Comment by chuckadams
16 days ago
No network, no write concurrency, no types to speak of... Where those things aren't needed, sqlite is the de facto standard. It's everywhere.
16 days ago
No network, no write concurrency, no types to speak of... Where those things aren't needed, sqlite is the de facto standard. It's everywhere.
Perfect summary. I'll add: insane defaults that'll catch you unaware if you're not careful! Like foreign keys being opt-in; sure, it'll create 'em, but it won't enforce them by default!
Is it possible to fix some of these limitations by building DBMSes on top of SQLite, which might fix the sloppiness around types and foreign keys?
Using the API with discipline goes a long way.
Always send "pragma foreign_keys=on" first thing after opening the db.
Some of the types sloppiness can be worked around by declaring tables to be STRICT. You can also add CHECK constraints that a column value is consistent with the underlying representation of the type -- for instance, if you're storing ip addresses in a column of type BLOB, you can add a CHECK that the blob is either 4 or 16 bytes.

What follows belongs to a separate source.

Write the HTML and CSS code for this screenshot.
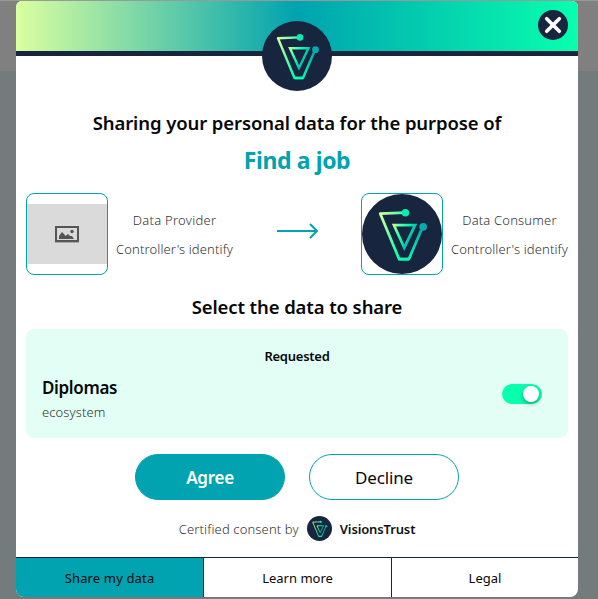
FILE: index.html
```html
<!DOCTYPE html>
<html lang="en">
<head>
<meta charset="utf-8">
<title>VisionsTrust consent</title>
<link rel="stylesheet" href="styles.css">
</head>
<body>
<svg class="defs" width="0" height="0">
  <defs>
    <linearGradient id="stroke-a" gradientUnits="userSpaceOnUse" x1="15" y1="18" x2="40" y2="25"><stop offset="0" stop-color="#dbffa0"/><stop offset="1" stop-color="#08ffae"/></linearGradient>
    <linearGradient id="stroke-b" gradientUnits="userSpaceOnUse" x1="36" y1="58" x2="53" y2="29"><stop offset="0" stop-color="#08ffae"/><stop offset="1" stop-color="#00a8b0"/></linearGradient>
    <linearGradient id="stroke-c" gradientUnits="userSpaceOnUse" x1="27" y1="28" x2="46" y2="38"><stop offset="0" stop-color="#b8ff9f"/><stop offset=".5" stop-color="#08ffae"/><stop offset="1" stop-color="#00a8b0"/></linearGradient>
    <symbol id="logo" viewBox="0 0 70 70">
      <circle cx="35" cy="35" r="35" fill="#17253f"/>
      <g fill="none" stroke-width="2.4" stroke-linejoin="round">
        <path d="M38 16.400 16 17.200 32.500 57H41" stroke="url(#stroke-a)"/>
        <path d="M32.500 57H41L53 29" stroke="url(#stroke-b)"/>
        <path d="M28 27.300H46.500L37 47Z" stroke="url(#stroke-c)" stroke-linejoin="miter"/>
      </g>
      <circle cx="38" cy="16.400" r="3.300" fill="#08edb0"/>
      <circle cx="53.500" cy="28.700" r="3.400" fill="#00aaae"/>
    </symbol>
  </defs>
</svg>
<main class="modal">
  <header class="banner">
    <svg class="banner-logo"><use href="#logo"/></svg>
    <button class="close" aria-label="Close"><svg viewBox="0 0 30 30"><path d="M8.700 8.700 21.300 21.300M21.300 8.700 8.700 21.300"/></svg></button>
  </header>
  <section class="content">
    <h1 class="title"><span class="t-title">Sharing your personal data for the purpose of</span></h1>
    <p class="purpose"><span class="t-purpose">Find a job</span></p>
    <div class="parties">
      <div class="party">
        <div class="thumb"><div class="placeholder"><svg viewBox="0 0 24 17"><path fill="#aaa" d="M0 15H24V17H0Z"/><path fill="#555" fill-rule="evenodd" d="M0 0H24V16H0ZM2 2V14H22V2Z"/><path fill="#555" d="M4 13V10L7 6 9 8 10.500 10 13 8 15 10 17 10 19 13Z"/><circle cx="17" cy="5.500" r="1.700" fill="#555"/></svg></div></div>
        <div class="who"><span class="t-prov">Data Provider</span><span class="t-ident">Controller's identify</span></div>
      </div>
      <svg class="arrow" viewBox="0 0 42 16"><path d="M0 8H40M33 1 40 8 33 15"/></svg>
      <div class="party">
        <div class="thumb"><svg class="thumb-logo"><use href="#logo"/></svg></div>
        <div class="who"><span class="t-cons">Data Consumer</span><span class="t-ident">Controller's identify</span></div>
      </div>
    </div>
    <h2 class="select"><span class="t-select">Select the data to share</span></h2>
    <div class="card">
      <h3 class="requested"><span class="t-req">Requested</span></h3>
      <div class="row">
        <div class="item"><span class="t-dip">Diplomas</span><span class="t-eco">ecosystem</span></div>
        <div class="toggle"><i class="knob"></i></div>
      </div>
    </div>
    <div class="actions">
      <button class="btn primary"><span class="t-agree">Agree</span></button>
      <button class="btn"><span class="t-decline">Decline</span></button>
    </div>
    <div class="certified"><span class="t-cert">Certified consent by</span><svg class="mini"><use href="#logo"/></svg><span class="t-vt">VisionsTrust</span></div>
  </section>
  <nav class="tabs">
    <a class="tab active"><span class="t-share">Share my data</span></a>
    <a class="tab"><span class="t-learn">Learn more</span></a>
    <a class="tab"><span class="t-legal">Legal</span></a>
  </nav>
</main>
</body>
</html>
```

FILE: styles.css
```css
* { box-sizing: border-box; }
body { margin: 0; height: 599px; overflow: hidden; padding: 1px 20px 0 16px; font-family: "Noto Sans", sans-serif; color: #080808; background: linear-gradient(#999 0 1px, #808080 1px 71px, #737b7c 71px); }
h1, h2, h3, p { margin: 0; }
button { padding: 0; font: inherit; color: inherit; }
span { white-space: nowrap; }
.defs { position: absolute; }
.modal { width: 562px; height: 596px; display: flex; flex-direction: column; overflow: hidden; border-radius: 6px 6px 8px 8px; background: #fff; }
.banner { position: relative; flex: none; height: 55px; border-bottom: 5px solid #17253f; background: linear-gradient(90deg, #dbffa0, #00a3af 50%, #08ffae) padding-box; }
.banner-logo { position: absolute; left: 246px; top: 20px; width: 70px; height: 70px; }
.close { position: absolute; right: 10px; top: 9px; width: 30px; height: 30px; border: 0; border-radius: 50%; background: #17253f; }
.close svg { display: block; width: 30px; height: 30px; stroke: #fff; stroke-width: 3.6; stroke-linecap: round; }
.content { flex: 1; padding: 0 10px; }
.title { margin-top: 51px; height: 32px; line-height: 32px; font-size: 18.5px; font-weight: 600; text-align: center; }
.t-title { letter-spacing: -.1px; }
.purpose { height: 36px; margin-top: 3px; line-height: 36px; font-size: 23px; font-weight: 700; color: #00a3af; text-align: center; }
.t-purpose { letter-spacing: -.4px; }
.parties { display: flex; align-items: center; justify-content: space-between; height: 82px; margin-top: 15px; }
.party { display: flex; align-items: center; gap: 8px; }
.thumb { display: flex; align-items: center; width: 82px; height: 82px; overflow: hidden; border: 1px solid #00a3af; border-radius: 8px; }
.placeholder { display: flex; align-items: center; justify-content: center; width: 80px; height: 60px; background: #dadada; }
.placeholder svg { width: 24px; height: 17px; }
.thumb-logo { width: 80px; height: 80px; }
.who { display: flex; flex-direction: column; align-items: center; gap: 9px; font-size: 13px; line-height: 20px; font-weight: 300; color: #333; }
.t-prov { letter-spacing: .27px; }
.t-cons { letter-spacing: .17px; }
.t-ident { letter-spacing: .13px; }
.arrow { width: 42px; height: 16px; margin: -6px 0 0 1px; fill: none; stroke: #00a3af; stroke-width: 2; }
.select { height: 30px; margin-top: 17px; line-height: 30px; font-size: 18.5px; font-weight: 600; text-align: center; }
.t-select { letter-spacing: -.1px; }
.card { height: 109px; margin-top: 7px; padding: 17px 26px 0 16px; border-radius: 8px; background: #e3fff5; }
.requested { height: 20px; margin-right: -10px; line-height: 20px; font-size: 13px; font-weight: 600; text-align: center; }
.t-req { letter-spacing: -.25px; }
.row { display: flex; align-items: flex-start; justify-content: space-between; margin-top: 8px; }
.item { display: flex; flex-direction: column; }
.t-dip { font-size: 17px; line-height: 28px; font-weight: 600; letter-spacing: -.35px; }
.t-eco { font-size: 13px; line-height: 20px; font-weight: 300; color: #333; letter-spacing: .1px; }
.toggle { width: 40px; height: 20px; margin-top: 10px; padding: 2px 3px; border-radius: 10px; background: #08ffae; display: flex; justify-content: flex-end; }
.knob { width: 16px; height: 16px; border-radius: 50%; background: #fff; box-shadow: 0 2px 4px #0005; }
.actions { display: flex; justify-content: center; gap: 24px; margin-top: 16px; }
.btn { width: 150px; height: 46px; border: 1px solid #00a3af; border-radius: 23px; background: #fff; font-size: 17px; letter-spacing: -.15px; }
.btn.primary { background: #00a3af; color: #fff; font-weight: 600; letter-spacing: -.25px; }
.certified { display: flex; align-items: center; justify-content: center; height: 26px; margin-top: 15px; gap: 8px; font-size: 13px; font-weight: 300; color: #333; }
.certified span { padding-top: 1px; }
.t-cert { letter-spacing: .14px; }
.mini { width: 25px; height: 25px; }
.t-vt { font-weight: 600; color: #111; letter-spacing: -.13px; }
.tabs { display: grid; grid-template-columns: 188px 188px 1fr; height: 40px; margin-top: auto; border-top: 1px solid #17253f; font-size: 13px; }
.tab { display: flex; align-items: center; justify-content: center; padding-top: 1px; border-right: 1px solid #17253f; }
.tab:last-child { border-right: 0; }
.tab.active { background: #00a3af; }
.t-share { letter-spacing: .15px; }
```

SQLite did add 'STRICT' tables for type enforcement.
Still doesn't have a huge variety of types though.
The fact that they didn’t make STRICT default is really a shame.
I understand maintaining backwards compatibility, but the non-strict behavior is just so insane I have a hard time imagine it doesn’t bite most developers who use SQLite at some point.
> The fact that they didn’t make STRICT default is really a shame.
SQLite makes strong backwards-compatibility guarantees. How many apps would be broken if an Android update suddenly defaulted its internal copy of SQLite to STRICT? Or if it decided to turn on foreign keys by default?
Those are rhetorical questions. Any non-0 percentage of affected applications adds up to a big number for software with SQLite's footprint.
Software pulling the proverbial rug out from under downstream developers by making incompatible changes is one of the unfortunate evils of software development, but the SQLite project makes every effort to ensure that SQLite doesn't do any rug-tugging.
Nearly every default setting in sqlite is "wrong" from the outset, for typical use cases. I'm surprised packages that offer a sane configuration out of the box aren't more popular.
I mean it has blob types. Which basically means you can implement any type you want. You can also trivially implement custom application functions to work on these blob types in your queries. [1]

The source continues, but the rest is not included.